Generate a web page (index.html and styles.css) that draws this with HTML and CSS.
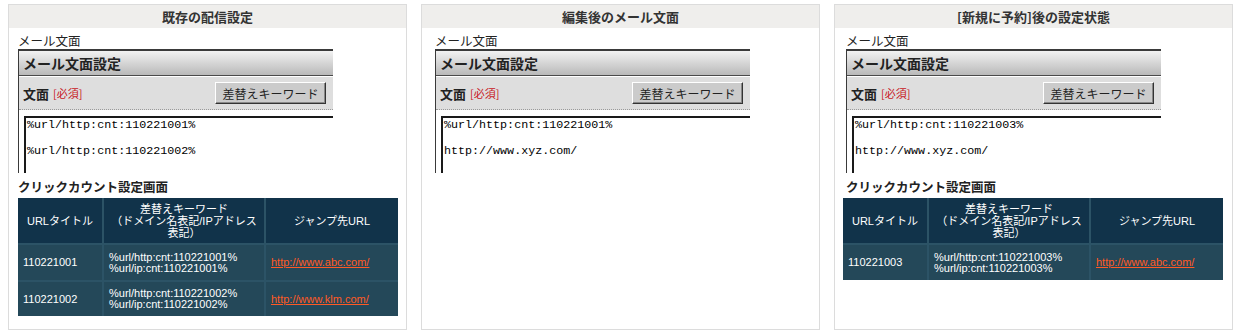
FILE: index.html
```html
<!DOCTYPE html>
<html lang="ja">
<head>
    <meta charset="UTF-8">
    <title>クリックカウント設定</title>
    <link rel="stylesheet" href="styles.css">
</head>
<body>
    <div class="panels">

        <div class="panel panel-a">
            <div class="panel-head">既存の配信設定</div>
            <div class="panel-body">
                <div class="label">メール文面</div>
                <div class="mailbox">
                    <div class="mailbox-head">メール文面設定</div>
                    <div class="mailbox-row">
                        <span class="field-name">文面</span>
                        <span class="required">[必須]</span>
                        <button class="kw-button">差替えキーワード</button>
                    </div>
                    <div class="mailbox-text">%url/http:cnt:110221001%<br><br>%url/http:cnt:110221002%</div>
                </div>
                <div class="label label-bold">クリックカウント設定画面</div>
                <table class="count-table">
                    <thead>
                        <tr>
                            <th class="col-title">URLタイトル</th>
                            <th class="col-key">差替えキーワード<br>（ドメイン名表記/IPアドレス表記）</th>
                            <th>ジャンプ先URL</th>
                        </tr>
                    </thead>
                    <tbody>
                        <tr class="row-first">
                            <td>110221001</td>
                            <td>%url/http:cnt:110221001%<br>%url/ip:cnt:110221001%</td>
                            <td><a href="#">http://www.abc.com/</a></td>
                        </tr>
                        <tr>
                            <td>110221002</td>
                            <td>%url/http:cnt:110221002%<br>%url/ip:cnt:110221002%</td>
                            <td><a href="#">http://www.klm.com/</a></td>
                        </tr>
                    </tbody>
                </table>
            </div>
        </div>

        <div class="panel panel-b">
            <div class="panel-head">編集後のメール文面</div>
            <div class="panel-body">
                <div class="label">メール文面</div>
                <div class="mailbox">
                    <div class="mailbox-head">メール文面設定</div>
                    <div class="mailbox-row">
                        <span class="field-name">文面</span>
                        <span class="required">[必須]</span>
                        <button class="kw-button">差替えキーワード</button>
                    </div>
                    <div class="mailbox-text">%url/http:cnt:110221001%<br><br>http://www.xyz.com/</div>
                </div>
            </div>
        </div>

        <div class="panel panel-c">
            <div class="panel-head">[新規に予約]後の設定状態</div>
            <div class="panel-body">
                <div class="label">メール文面</div>
                <div class="mailbox">
                    <div class="mailbox-head">メール文面設定</div>
                    <div class="mailbox-row">
                        <span class="field-name">文面</span>
                        <span class="required">[必須]</span>
                        <button class="kw-button">差替えキーワード</button>
                    </div>
                    <div class="mailbox-text">%url/http:cnt:110221003%<br><br>http://www.xyz.com/</div>
                </div>
                <div class="label label-bold">クリックカウント設定画面</div>
                <table class="count-table">
                    <thead>
                        <tr>
                            <th class="col-title">URLタイトル</th>
                            <th class="col-key">差替えキーワード<br>（ドメイン名表記/IPアドレス表記）</th>
                            <th>ジャンプ先URL</th>
                        </tr>
                    </thead>
                    <tbody>
                        <tr class="row-first">
                            <td>110221003</td>
                            <td>%url/http:cnt:110221003%<br>%url/ip:cnt:110221003%</td>
                            <td><a href="#">http://www.abc.com/</a></td>
                        </tr>
                    </tbody>
                </table>
            </div>
        </div>

    </div>
</body>
</html>
```

FILE: styles.css
```css
body {
    margin: 0;
    padding: 4px 17px 0 8px;
    background-color: #fff;
    font-family: "Noto Sans CJK JP", "Liberation Sans", sans-serif;
    color: #222;
}

.panels {
    display: flex;
    gap: 14px;
}

.panel {
    flex: 1;
    height: 326px;
    box-sizing: border-box;
    border: 1px solid #dcdcdc;
    overflow: hidden;
}

.panel-head {
    height: 23px;
    line-height: 23px;
    background-color: #efeeec;
    text-align: center;
    font-size: 13px;
    font-weight: bold;
    color: #333;
}

.panel-body {
    padding-top: 4px;
}
.panel-a .panel-body {
    padding-left: 9px;
}
.panel-b .panel-body {
    padding-left: 13px;
}
.panel-c .panel-body {
    padding-left: 11px;
}

.label {
    font-size: 12.5px;
    line-height: 17px;
    height: 17px;
}

.label-bold {
    font-weight: bold;
    margin-top: 5px;
}

/* mail text block, clipped at the right and bottom */
.mailbox {
    width: 315px;
    height: 124px;
    box-sizing: border-box;
    border-top: 2px solid #3a3a3a;
    border-left: 1px solid #3a3a3a;
    overflow: hidden;
}

.mailbox-head {
    height: 24px;
    line-height: 24px;
    padding-left: 4px;
    background: linear-gradient(#f2f2f2, #b9b9b9);
    border-bottom: 1px solid #4a4a4a;
    font-size: 14px;
    font-weight: bold;
    color: #222;
}

.mailbox-row {
    display: flex;
    align-items: center;
    height: 32px;
    margin-top: 1px;
    padding: 0 7px 0 4px;
    background-color: #dedede;
    border-bottom: 1px dotted #9a9a9a;
}

.field-name {
    font-size: 13px;
    font-weight: bold;
}

.required {
    margin-left: 4px;
    font-size: 11px;
    color: #c8161d;
}

.kw-button {
    margin-left: auto;
    width: 111px;
    height: 22px;
    padding: 0;
    background-color: #cbcbcb;
    border: 1px solid;
    border-color: #fff #333 #333 #fff;
    box-shadow: inset -1px -1px 0 #888;
    font-family: "Noto Sans CJK JP", sans-serif;
    font-size: 12px;
    color: #222;
}

.mailbox-text {
    margin: 6px 0 0 5px;
    height: 80px;
    padding: 1px 0 0 1px;
    border-top: 2px solid #1a1a1a;
    border-left: 2px solid #1a1a1a;
    font-family: "Liberation Mono", monospace;
    font-size: 11.7px;
    line-height: 13px;
    color: #000;
    white-space: nowrap;
}

.count-table {
    width: 380px;
    margin-top: 3px;
    border-collapse: collapse;
    border: hidden;
    font-family: "Liberation Sans", "Noto Sans CJK JP", sans-serif;
    font-size: 11px;
    color: #fff;
}
.panel-c .count-table {
    margin-left: -3px;
}

.count-table th {
    height: 42px;
    padding: 2px 4px 1px;
    background-color: #11334a;
    border: 2px solid #2c5366;
    font-weight: normal;
    line-height: 12px;
    text-align: center;
}

.count-table td {
    height: 34px;
    padding: 0 5px;
    background-color: #244859;
    border: 2px solid #2c5366;
    line-height: 11px;
    text-align: left;
}
.count-table .row-first td {
    height: 35px;
}

.col-title {
    width: 76px;
}
.col-key {
    width: 152px;
}

.count-table a {
    color: #ff5a24;
}
```
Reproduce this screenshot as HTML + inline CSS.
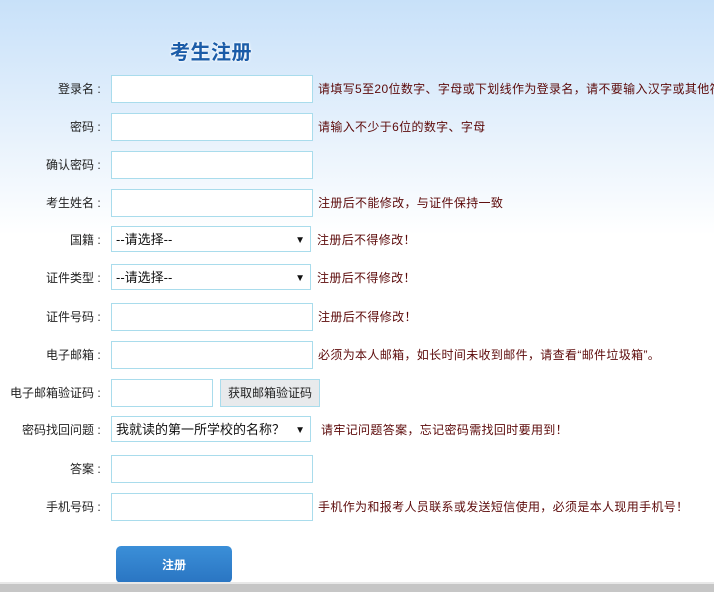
<!DOCTYPE html>
<html><head><meta charset="utf-8"><style>
*{margin:0;padding:0;box-sizing:border-box}
body{width:714px;height:592px;overflow:hidden;position:relative;font-family:"Liberation Sans","Noto Sans CJK SC",sans-serif;font-size:12px;color:#222;background:linear-gradient(#c8e1f9 0px,#e6f1fc 130px,#fff 235px,#fff 100%)}
.t{position:absolute;left:170px;top:36px;font-size:20px;font-weight:bold;color:#1b5ca8;text-shadow:0 0 2px #fff,0 0 3px #fff;letter-spacing:0.5px}
.r{position:absolute;left:0;width:714px;height:28px}
.l{position:absolute;right:610px;top:0;line-height:28px;white-space:nowrap;text-align:right}
.l i{font-style:normal;display:inline-block;width:10px;text-align:center}
.i{position:absolute;left:111px;top:0;width:202px;height:28px;border:1px solid #a9dcec;background:#fff}
.s{position:absolute;left:111px;top:0;width:200px;height:26px;border:1px solid #a9dcec;background:#fff;line-height:25px;padding-left:4px;font-size:13px;color:#111}
.s:after{content:"▼";position:absolute;right:5px;top:1px;font-size:10px}
.h{position:absolute;left:318px;top:0;line-height:28px;color:#5c0a0a;white-space:nowrap;letter-spacing:0.35px}
.b{position:absolute;left:220px;top:0;width:100px;height:28px;border:1px solid #a9dcec;background:#e8eaec;line-height:26px;text-align:center;color:#222}
.btn{position:absolute;left:116px;top:546px;width:116px;height:37px;border-radius:5px;background:linear-gradient(#3b8fd8,#2a75c2);color:#fff;font-weight:bold;text-align:center;line-height:38px}
.bar{position:absolute;left:0;top:582px;width:714px;height:10px;background:#c6c6c6;border-top:2px solid #e8e8e8}
</style></head><body>
<div class="t">考生注册</div>
<div class="r" style="top:75px"><span class="l">登录名<i>:</i></span><div class="i"></div><span class="h">请填写5至20位数字、字母或下划线作为登录名，请不要输入汉字或其他符号</span></div>
<div class="r" style="top:113px"><span class="l">密码<i>:</i></span><div class="i"></div><span class="h">请输入不少于6位的数字、字母</span></div>
<div class="r" style="top:151px"><span class="l">确认密码<i>:</i></span><div class="i"></div></div>
<div class="r" style="top:189px"><span class="l">考生姓名<i>:</i></span><div class="i"></div><span class="h">注册后不能修改，与证件保持一致</span></div>
<div class="r" style="top:226px"><span class="l">国籍<i>:</i></span><div class="s">--请选择--</div><span class="h" style="left:317px;top:0px">注册后不得修改！</span></div>
<div class="r" style="top:264px"><span class="l">证件类型<i>:</i></span><div class="s">--请选择--</div><span class="h" style="left:317px;top:0px">注册后不得修改！</span></div>
<div class="r" style="top:303px"><span class="l">证件号码<i>:</i></span><div class="i"></div><span class="h">注册后不得修改！</span></div>
<div class="r" style="top:341px"><span class="l">电子邮箱<i>:</i></span><div class="i"></div><span class="h">必须为本人邮箱，如长时间未收到邮件，请查看“邮件垃圾箱”。</span></div>
<div class="r" style="top:379px"><span class="l">电子邮箱验证码<i>:</i></span><div class="i" style="width:102px"></div><div class="b">获取邮箱验证码</div></div>
<div class="r" style="top:416px"><span class="l">密码找回问题<i>:</i></span><div class="s">我就读的第一所学校的名称？</div><span class="h" style="left:321px">请牢记问题答案，忘记密码需找回时要用到！</span></div>
<div class="r" style="top:455px"><span class="l">答案<i>:</i></span><div class="i"></div></div>
<div class="r" style="top:493px"><span class="l">手机号码<i>:</i></span><div class="i"></div><span class="h">手机作为和报考人员联系或发送短信使用，必须是本人现用手机号！</span></div>
<div class="btn">注册</div>
<div class="bar"></div>
</body></html>
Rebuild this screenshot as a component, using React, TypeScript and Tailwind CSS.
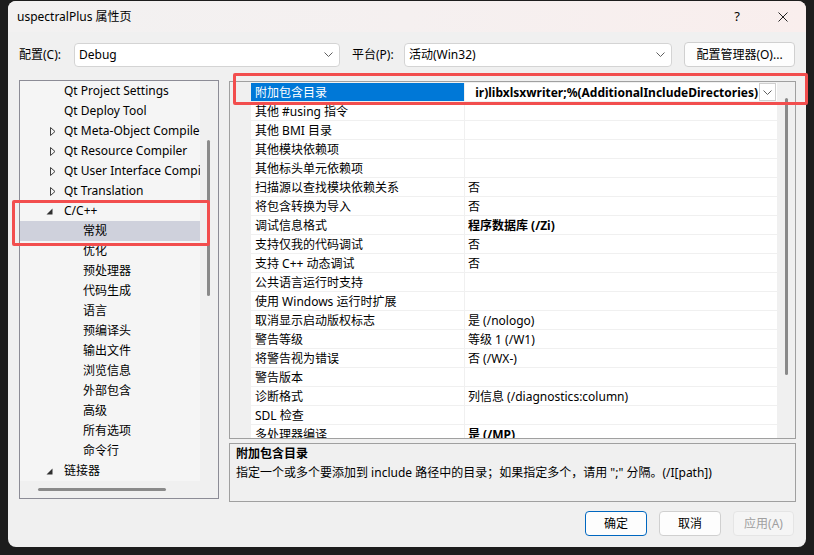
import React from "react";

const FONT = "font-['Noto_Sans','Noto_Sans_CJK_SC',sans-serif]";

type TreeItem = {
  label: string;
  level: 0 | 1;
  arrow?: "closed" | "open";
  selected?: boolean;
};

const treeItems: TreeItem[] = [
  { label: "Qt Project Settings", level: 0 },
  { label: "Qt Deploy Tool", level: 0 },
  { label: "Qt Meta-Object Compiler", level: 0, arrow: "closed" },
  { label: "Qt Resource Compiler", level: 0, arrow: "closed" },
  { label: "Qt User Interface Compiler", level: 0, arrow: "closed" },
  { label: "Qt Translation", level: 0, arrow: "closed" },
  { label: "C/C++", level: 0, arrow: "open" },
  { label: "常规", level: 1, selected: true },
  { label: "优化", level: 1 },
  { label: "预处理器", level: 1 },
  { label: "代码生成", level: 1 },
  { label: "语言", level: 1 },
  { label: "预编译头", level: 1 },
  { label: "输出文件", level: 1 },
  { label: "浏览信息", level: 1 },
  { label: "外部包含", level: 1 },
  { label: "高级", level: 1 },
  { label: "所有选项", level: 1 },
  { label: "命令行", level: 1 },
  { label: "链接器", level: 0, arrow: "open" },
];

type Prop = { name: string; value: string; bold?: boolean; selected?: boolean };

const props: Prop[] = [
  { name: "附加包含目录", value: "ir)libxlsxwriter;%(AdditionalIncludeDirectories)", bold: true, selected: true },
  { name: "其他 #using 指令", value: "" },
  { name: "其他 BMI 目录", value: "" },
  { name: "其他模块依赖项", value: "" },
  { name: "其他标头单元依赖项", value: "" },
  { name: "扫描源以查找模块依赖关系", value: "否" },
  { name: "将包含转换为导入", value: "否" },
  { name: "调试信息格式", value: "程序数据库 (/Zi)", bold: true },
  { name: "支持仅我的代码调试", value: "否" },
  { name: "支持 C++ 动态调试", value: "否" },
  { name: "公共语言运行时支持", value: "" },
  { name: "使用 Windows 运行时扩展", value: "" },
  { name: "取消显示启动版权标志", value: "是 (/nologo)" },
  { name: "警告等级", value: "等级 1 (/W1)" },
  { name: "将警告视为错误", value: "否 (/WX-)" },
  { name: "警告版本", value: "" },
  { name: "诊断格式", value: "列信息 (/diagnostics:column)" },
  { name: "SDL 检查", value: "" },
  { name: "多处理器编译", value: "是 (/MP)", bold: true },
];

function Chevron({ className = "" }: { className?: string }) {
  return (
    <svg width="9" height="5" viewBox="0 0 9 5" className={className}>
      <polyline points="0.5,0.5 4.5,4.5 8.5,0.5" fill="none" stroke="#5f5f5f" strokeWidth="1" />
    </svg>
  );
}

function Select({ value, width }: { value: string; width: string }) {
  return (
    <div className={`${width} h-[24px] flex items-center justify-between bg-white border border-[#d4d4d4] rounded-[4px] pl-[4px] pr-[6px]`}>
      <span>{value}</span>
      <Chevron />
    </div>
  );
}

function TreeRow({ item }: { item: TreeItem }) {
  return (
    <div className={`h-[20px] flex items-center whitespace-nowrap ${item.selected ? "bg-[#cfd1dc]" : ""}`}>
      <div className={item.level === 0 ? "w-[44px] flex justify-end pr-[8px] shrink-0" : "w-[63px] shrink-0"}>
        {item.level === 0 && item.arrow === "closed" && (
          <svg width="6" height="9" viewBox="0 0 6 9">
            <polygon points="0.5,0.5 5,4.5 0.5,8.5" fill="none" stroke="#404040" strokeWidth="1" />
          </svg>
        )}
        {item.level === 0 && item.arrow === "open" && (
          <svg width="7" height="7" viewBox="0 0 7 7" className="mr-[3px]">
            <polygon points="6.5,0.5 6.5,6.5 0.5,6.5" fill="#303030" />
          </svg>
        )}
      </div>
      <span className="text-black">{item.label}</span>
    </div>
  );
}

function PropRow({ p }: { p: Prop }) {
  return (
    <div className="h-[19px] flex border-b border-[#f0f0f0] bg-white shrink-0">
      <div
        className={`w-[214px] shrink-0 pl-[4px] pt-[2px] flex items-center whitespace-nowrap overflow-hidden border-r border-[#f0f0f0] ${
          p.selected ? "bg-[#0078d7] text-white" : "text-black"
        }`}
      >
        {p.name}
      </div>
      {p.selected ? (
        <div className="flex-1 flex items-center min-w-0">
          <div className="flex-1 min-w-0 overflow-hidden flex justify-end whitespace-nowrap font-bold pr-[1px] pt-[2px]">
            <span>{p.value}</span>
          </div>
          <div className="w-[17px] h-[18px] shrink-0 bg-white border border-[#cfcfcf] flex items-center justify-center mr-[1px]">
            <Chevron />
          </div>
        </div>
      ) : (
        <div className={`flex-1 pl-[3px] pt-[2px] flex items-center whitespace-nowrap ${p.bold ? "font-bold" : ""}`}>{p.value}</div>
      )}
    </div>
  );
}

export default function App() {
  return (
    <div className={`relative w-[814px] h-[555px] bg-[#1d1d1d] overflow-hidden text-[12px] leading-none text-black ${FONT}`}>
      <div className="pl-[8px] pt-[1px]">
        <div className="w-[798px] h-[546px] rounded-[8px] overflow-hidden bg-[#f0f0f0] flex flex-col">
          {/* title bar */}
          <div className="h-[31px] flex items-center bg-gradient-to-r from-[#f2f1f1] via-[#f5f0f0] to-[#f9eeed] shrink-0">
            <span className="pl-[9px]">uspectralPlus 属性页</span>
            <div className="ml-auto flex h-full">
              <div className="w-[46px] flex items-center justify-center text-[13px]">?</div>
              <div className="w-[46px] flex items-center justify-center">
                <svg width="10" height="10" viewBox="0 0 10 10">
                  <path d="M0.5 0.5 L9.5 9.5 M9.5 0.5 L0.5 9.5" stroke="#222" strokeWidth="1" />
                </svg>
              </div>
            </div>
          </div>

          {/* config row */}
          <div className="mt-[10px] h-[25px] flex items-center pl-[11px] shrink-0">
            <span className="w-[55px]">配置(C):</span>
            <Select value="Debug" width="w-[266px]" />
            <span className="ml-[12px] w-[52px]">平台(P):</span>
            <Select value="活动(Win32)" width="w-[268px]" />
            <div className="ml-[12px] w-[111px] h-[25px] flex items-center justify-center bg-[#fdfdfd] border border-[#d0d0d0] rounded-[4px]">
              配置管理器(O)...
            </div>
          </div>

          {/* main */}
          <div className="mt-[13px] flex items-start pl-[11px] gap-[10px]">
            {/* tree */}
            <div className="w-[200px] h-[419px] border border-[#8c8c96] flex flex-col shrink-0">
              <div className="flex flex-1 min-h-0">
                <div className="w-[180px] overflow-hidden bg-[#f5f5f5]">
                  {treeItems.map((it) => (
                    <TreeRow key={it.label} item={it} />
                  ))}
                </div>
                <div className="flex-1 bg-[#f0f0f0] pl-[7px] pt-[59px]">
                  <div className="w-[3px] h-[156px] bg-[#8a8a8a] rounded-full" />
                </div>
              </div>
              <div className="h-[17px] bg-[#f0f0f0] pl-[18px] pt-[7px] shrink-0">
                <div className="w-[128px] h-[3px] bg-[#8a8a8a] rounded-full" />
              </div>
            </div>

            {/* right column */}
            <div className="flex flex-col gap-[4px] pt-[1px]">
              <div className="w-[567px] h-[358px] border border-[#a0a0a0] flex bg-[#f0f0f0]">
                <div className="w-[21px] shrink-0" />
                <div className="w-[526px] flex flex-col overflow-hidden pt-[1px]">
                  {props.map((p) => (
                    <PropRow key={p.name} p={p} />
                  ))}
                </div>
                <div className="flex-1 pl-[8px] pt-[16px]">
                  <div className="w-[3px] h-[277px] bg-[#8a8a8a] rounded-full" />
                </div>
              </div>
              <div className="w-[567px] h-[59px] border border-[#a0a0a0] bg-[#f0f0f0] pl-[6px] leading-[19px]">
                <div className="font-bold">附加包含目录</div>
                <div>指定一个或多个要添加到 include 路径中的目录；如果指定多个，请用 ";" 分隔。(/I[path])</div>
              </div>
            </div>
          </div>

          {/* buttons */}
          <div className="mt-[9px] flex justify-end gap-[12px] pr-[12px]">
            <div className="w-[62px] h-[25px] flex items-center justify-center bg-[#fdfdfd] border border-[#0067c0] rounded-[4px]">确定</div>
            <div className="w-[62px] h-[25px] flex items-center justify-center bg-[#fdfdfd] border border-[#d0d0d0] rounded-[4px]">取消</div>
            <div className="w-[61px] h-[25px] flex items-center justify-center bg-[#f5f5f5] border border-[#e5e5e5] rounded-[4px] text-[#a0a0a0]">应用(A)</div>
          </div>
        </div>
      </div>

      {/* annotation boxes */}
      <div className="absolute left-[12px] top-[200px] w-[198px] h-[46px] border-[3px] border-[#f24e4e] rounded-[2px]" />
      <div className="absolute left-[233px] top-[73px] w-[575px] h-[32px] border-[3px] border-[#f24e4e] rounded-[2px]" />
    </div>
  );
}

Exercise task:
Collect the lines of the records that include the string "using".

The reply:
Rebuild this screenshot as a component, using React, TypeScript and Tailwind CSS.
  { name: "其他 #using 指令", value: "" },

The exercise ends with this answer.